William Alexander Bain

William Alexander Bain FRSE PhD DSc ScD (20 August 1905 24 August 1971)[1] was a Scottish pharmacologist, best known for his early work with antihistamine drugs.

Early Life

He was born in Dunbar in East Lothian, the son of Rev Alexander Wright Bain and Grace Martin Brough. He attended Broxburn High School and Bathgate Academy.[2]

In 1923, Bain went up to the University of Edinburgh and, after a year, qualified to enter the final honours schools of physiology and of zoology. Bain graduated in 1928 with first-class honours in physiology—the first to do so in Edward Albert Sharpey-Schafer's new science school.

In 1929 he married Bessie Beveridge Smith.

Professional life

In 1931, Bain was appointed Lecturer in Experimental Physiology and elected a Fellow of the Royal Society of Edinburgh --- probably the youngest fellow at that time. In 1932 he was awarded his Ph.D. in the Faculty of Medicine. The following year was Sharpey-Schafer's last as Professor of Physiology and during it Bain ran the Department of Physiology at the University of Edinburgh.

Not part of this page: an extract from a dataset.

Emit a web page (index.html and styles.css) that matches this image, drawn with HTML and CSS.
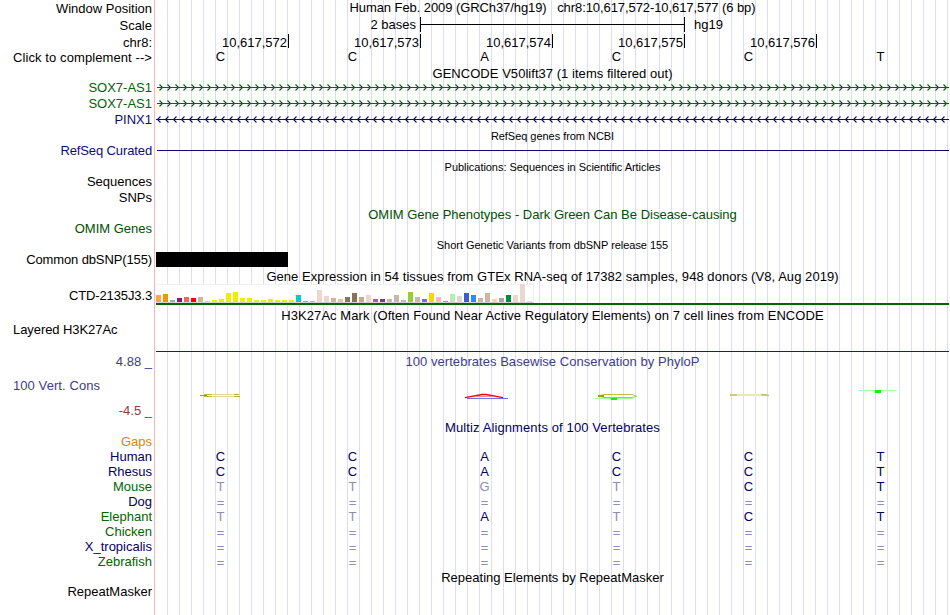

He assisted Sharpey-Schafer in writing the 5th edition of Experimental Physiology and edited the 6th edition after Schafer's death. As his junior colleague, Bain's initial respect for Schafer grew into intense admiration and permanent affection. Schafer's death in 1935 had a marked effect upon him and his influence lasted throughout Bain's life. Indeed, Bain modelled himself upon Schafer in many ways and even his handwriting came to resemble that of his chief.

Bain left Edinburgh on 3 August 1934 to take up a lectureship in physiology at the University of Leeds. His diary entry for that day reads, 'Left Edinburgh, alas! '

In 1958, he assumed the directorship of the new Smith, Kline and French Research Institute at Welwyn Garden City. The move ended his responsibility for pharmacology at Leeds, a responsibility he had carried for almost twenty-five years, much of the time on his own.

Scientific work

Anyone who saw W. A. Bain setting up a spinal cat, a modified Langendorff Heart, or a cat nerve-muscle preparation, could not fail to be impressed by his skill, elegance and speed. He could cut down, clean and cannulate the femoral vein of a cat, with scalpel and forceps only, before blood had had a chance to ooze.

Three main themes run through his published work-the functioning of the autonomic nerves, the inactivation of the sympathetic transmitter, and the assessment of antihistamine drugs.

Bain's Ph.D. thesis was submitted in 1932 with the title, Studies on the Comparative Physiology of the Heart. The thesis contained a diagram of the apparatus used to demonstrate, on frog hearts, the humoral transmission of the effects of vagus stimulation. This diagram is now known throughout the world for, slightly modified, it has appeared in all editions of The Pharmacological Basis of Therapeutics by Louis Goodman and Alfred Gilman.

After the war, Bain returned to experimental work, and devised a technique for the quantitative assessment in man of antihistamine agents. He measured the area of a wheal provoked by the intradermal injection of histamine before, and at various times after, an antihistamine drug.

The work of Bain and his department gave rise to the adrenergic-neurone blocking drugs which now play an important role in the control of hypertension.[3]

Death

William died at Oakdene in Digswell, Hertfordshire.